Katharine Stewart wrote on the 1st of July, “A glorious morning leads in the month” and it is the same today.  After discussing her vegetable patch, she writes, “One wild flowering I’m missing this year is the white, silky heads of the bog cotton in the damp ground by the loch.  Some years it’s like a huge drift of snow.  A bunch kept in a waterless vase will last two winters through.  In older times the heads were used as stuffing for pillows.”  (p. 88-89)

Maybe it’s as well that every year gives us slightly different gifts, so we can appreciate what we might otherwise not.  The West Coast of Scotland has been so very wet this spring and summer, perhaps there will be plenty of bog cotton?  In another month we are due to go to the Isle of Harris as a family for the first time in four years.  I do very much hope the Dafter’s health will allow us.  Here in Glasgow, my rain gauge tally for the first half of 2015 is at more than 20″.  Is that a lot?

I wish you all a very good start to July.  It’s the full moon today, a propitious time.  Make a wish!



  1. I am praying that you get your family holiday next month and that all will be well with the Dafter. We are planning to go in September although we haven’t booked anything yet.

  2. Such pretty flowers. Sorry that your daughter is feeling poorly. Glad to hear she was able to get out for a drive. I so much enjoy your posts.

  3. Is 20 inches of rain in the first half of the year a lot? Well as some comparison, in Sydney, Australia where I live we’d expect about 25 inches, on average, in that time. Sounds OK to me.

    One thing which is definitely a difference between Glasgow and Australia is that over here a kelpie is a sheep dog!

    I hope the Dafter improves soon. You’re all very much in my thoughts.

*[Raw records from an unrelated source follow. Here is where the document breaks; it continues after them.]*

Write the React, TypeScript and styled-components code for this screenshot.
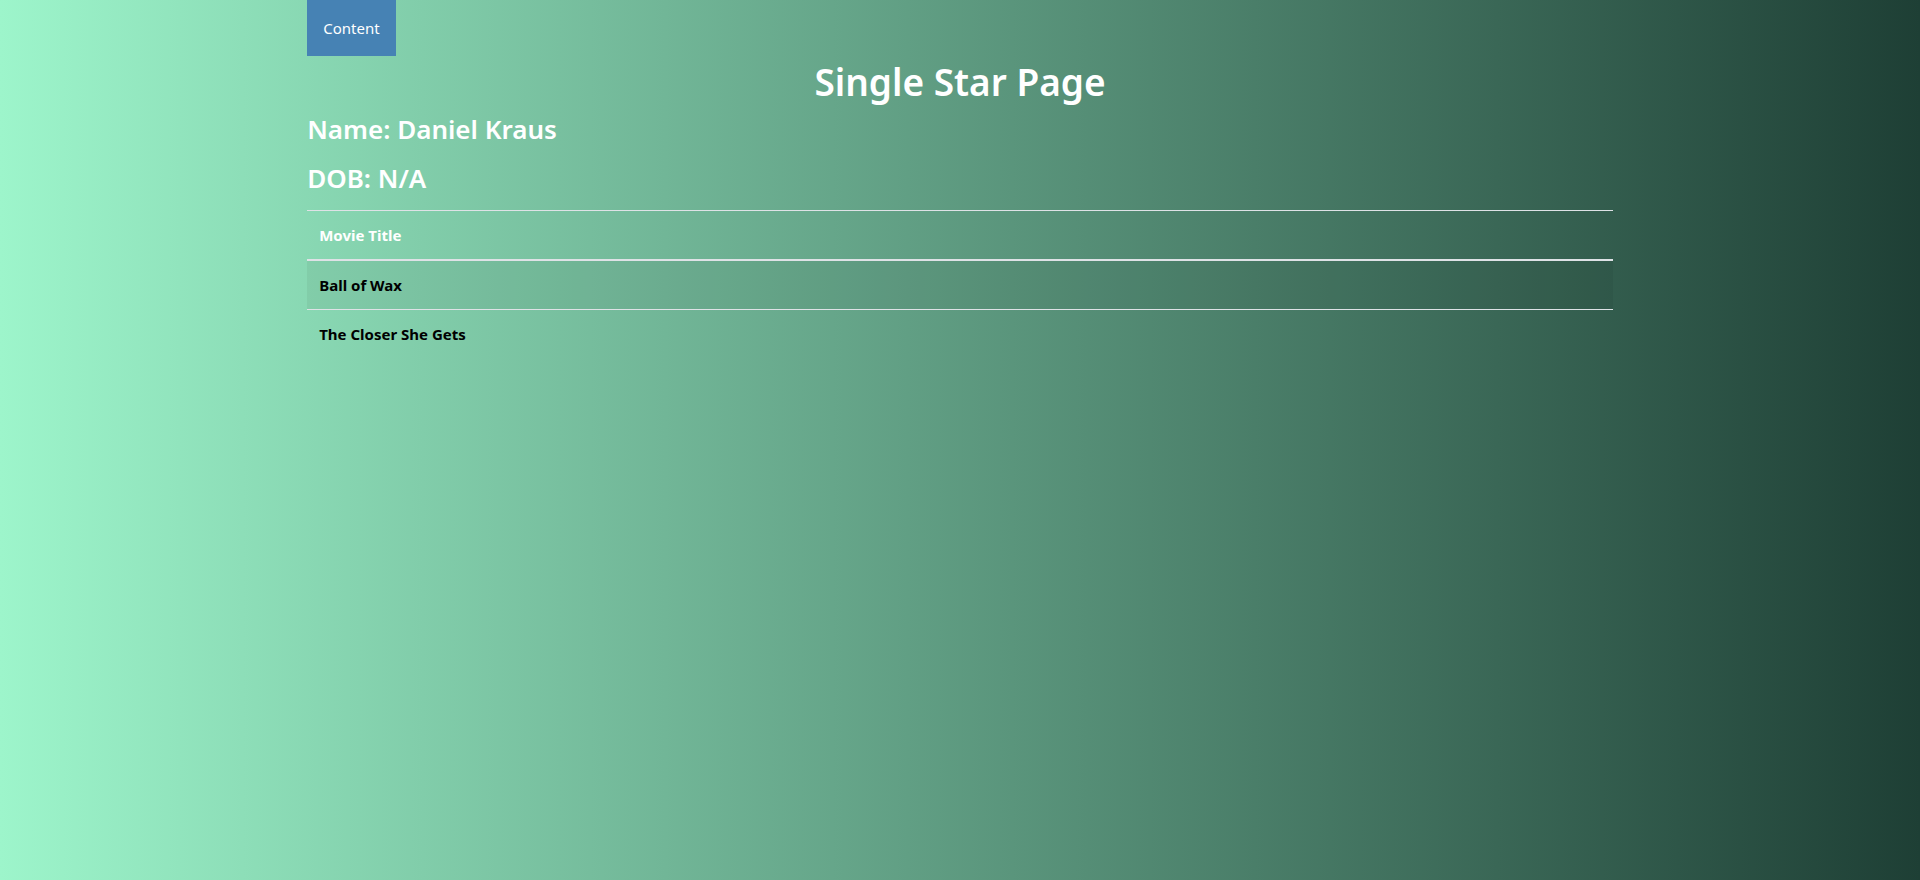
import styled, { createGlobalStyle } from 'styled-components'

const GlobalStyle = createGlobalStyle`
  html, body {
    margin: 0;
    padding: 0;
  }
  body {
    min-height: 100vh;
    background: linear-gradient(to right, #9df5cb, #1e3f35);
    font-family: "Noto Sans", "Open Sans", sans-serif;
    font-size: 16px;
    line-height: 1.5;
    color: #212529;
  }
`

const movies = ['Ball of Wax', 'The Closer She Gets']

const App: React.FC = () => {
  return (
    <>
      <GlobalStyle />
      <Page>
        <Nav>
          <NavButton>Content</NavButton>
        </Nav>
        <Title>Single Star Page</Title>
        <Info>Name: Daniel Kraus</Info>
        <Info>DOB: N/A</Info>
        <Table>
          <thead>
            <tr>
              <Th>Movie Title</Th>
            </tr>
          </thead>
          <tbody>
            {movies.map((m, i) => (
              <Row key={m} $striped={i % 2 === 0}>
                <Td>{m}</Td>
              </Row>
            ))}
          </tbody>
        </Table>
      </Page>
    </>
  )
}

export default App

const Page = styled.div`
  width: 68%;
  margin: 0 auto;
`
const Nav = styled.div`
  display: flex;
`
const NavButton = styled.div`
  background-color: #4682b4;
  color: white;
  height: 56px;
  padding: 0 16px;
  display: flex;
  align-items: center;
  font-size: 15px;
`
const Title = styled.h1`
  margin: 4px 0 8px;
  text-align: center;
  color: white;
  font-size: 37px;
  font-weight: 600;
  line-height: 44px;
`
const Info = styled.h3`
  margin: 0 0 15px;
  color: white;
  font-size: 26px;
  font-weight: 600;
  line-height: 34px;
`
const Table = styled.table`
  width: 100%;
  border-collapse: collapse;
`
const Th = styled.th`
  text-align: left;
  color: white;
  font-size: 15px;
  font-weight: 700;
  line-height: 24px;
  padding: 12px;
  border-top: 1px solid #dee2e6;
  border-bottom: 2px solid #dee2e6;
`
const Row = styled.tr<{ $striped: boolean }>`
  background-color: ${p => (p.$striped ? 'rgba(0, 0, 0, 0.05)' : 'transparent')};
`
const Td = styled.td`
  color: black;
  font-size: 15px;
  font-weight: 700;
  line-height: 24px;
  padding: 12px;
  border-bottom: 1px solid #dee2e6;
  tr:last-child > & {
    border-bottom: none;
  }
`
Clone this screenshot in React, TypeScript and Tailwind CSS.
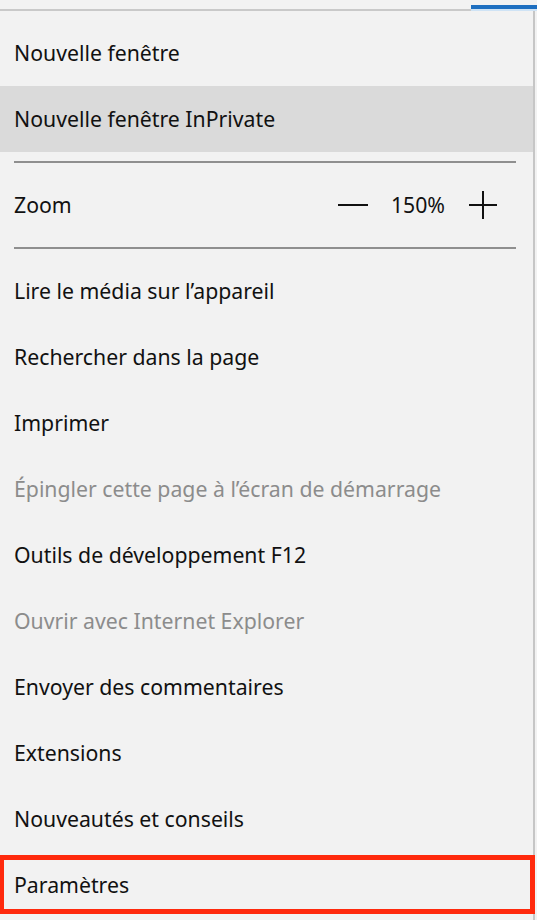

  4. Beautiful pictures. Love the little lake. Your garden is wonderful. We are in that NorthWest heat wave and all lawns are dry, flowers aren’t fairing so well, at least for those who are concerned about the incredibly low levels of lakes and rivers. Hottest June on record. 96f in my town today, hit 100 this past Sat. I absolutely love Summer, but more like 70-80;s
    Hope the Dafter has a short set back.
    Take care.

  5. Well I was all involved in enjoying the romance of her nap outside until you reminded me of the midgies although mosquitos are what like to plague me 🙂 Your garden is looking so pretty and lush. I think you got some of our normal rain since we are already having to water here due to the lack of rainfall. I hope Tilly is able to bravely sally forth to enjoy your garden, without fear of intruders and I am praying you all will be able to enjoy Harris…and that Dafter feels better soon, Christine. xx

  6. I am so sorry the Dafter is having a bit of a down turn just now. Hoping and praying it is just a bump in the road and you can all enjoy your vacation to Harris. Such a wonderful thing to look forward to. I hear you’ve been having a bit of a heat wave this week. We are enjoying milder temps, which is really nice. Must get the garden spiffed up for the holiday on Saturday — having friends for a BBQ in the back yard.

  7. It was a glorious morning yesterday wasn’t it, and then a ridiculously hot day here in Wales.

    I’m sorry to read that your daughter is in an ME dip … I have the dratted dis-ease too so can sympathise.

  8. Thanks for all your comments! The Dafter has been getting out nearly every day, and although she is mightily fed up with being ill, she is still much better than in the past. She will build back up again, I know. I’ll keep you posted, and thank you so much for your thoughts, sympathy and interest.

    Lorraine, I hope you can get the ferries and accommodation you want on the islands. I couldn’t believe how popular a destination it’s become. The ferry I wanted to book coming back was already full three months ahead of time! We thus have to leave a day early, but I feel sorry for the locals.

    Lucinda, thanks for your kind words. I feel the old blog lacks sparkle these days but I still enjoy keeping it going…

    oldblack, that is hilarious, a kelpie who is a dog! Have you heard of the sculptures near Falkirk, The Kelpies? I haven’t yet seen them but I hear they are amazing.
    The Met Office tells me that average yearly rainfall in Glasgow is 52″ so I guess we are due some more!

    Paula, I have been following the drought in the Northwest and in California. Very concerning. I so much wish you will soon get rain.

    Heather, our “heat wave” is nothing compared to American temps! Mostly it has been cool and rainy, but yesterday it was perhaps in the low 70s, a lovely day. I hope you enjoyed your celebration of the 4th!

  9. J’espère de tout coeur que la santé de votre fille va s’améliorer et que vous pourrez tous passer de bonnes vacances le mois prochain.
    J’habite au bord d’un lac… mais un lac du sud, beaucoup moins mystérieux que celui que vous évoquez si bien. Pas d’esprits autour de lui mais de plus en plus de gens venus de très loin pour trouver ce qu’ils cherchent : du soleil ! Chaque soir il faut paser beaucoup de temps (j’aime le faire) à arroser les plantes qui luttent contre la sêcheresse… l’été dernier c’était tout le contraire. Il faut savoir vivre chaque saison.. Bonne semaine à vous Christine et si possible aussi à votre fille.

    • Merci beaucoup, Annie. “il faut savoir vivre chaque saison” – il y a beaucoup de sagesse dans ces mots!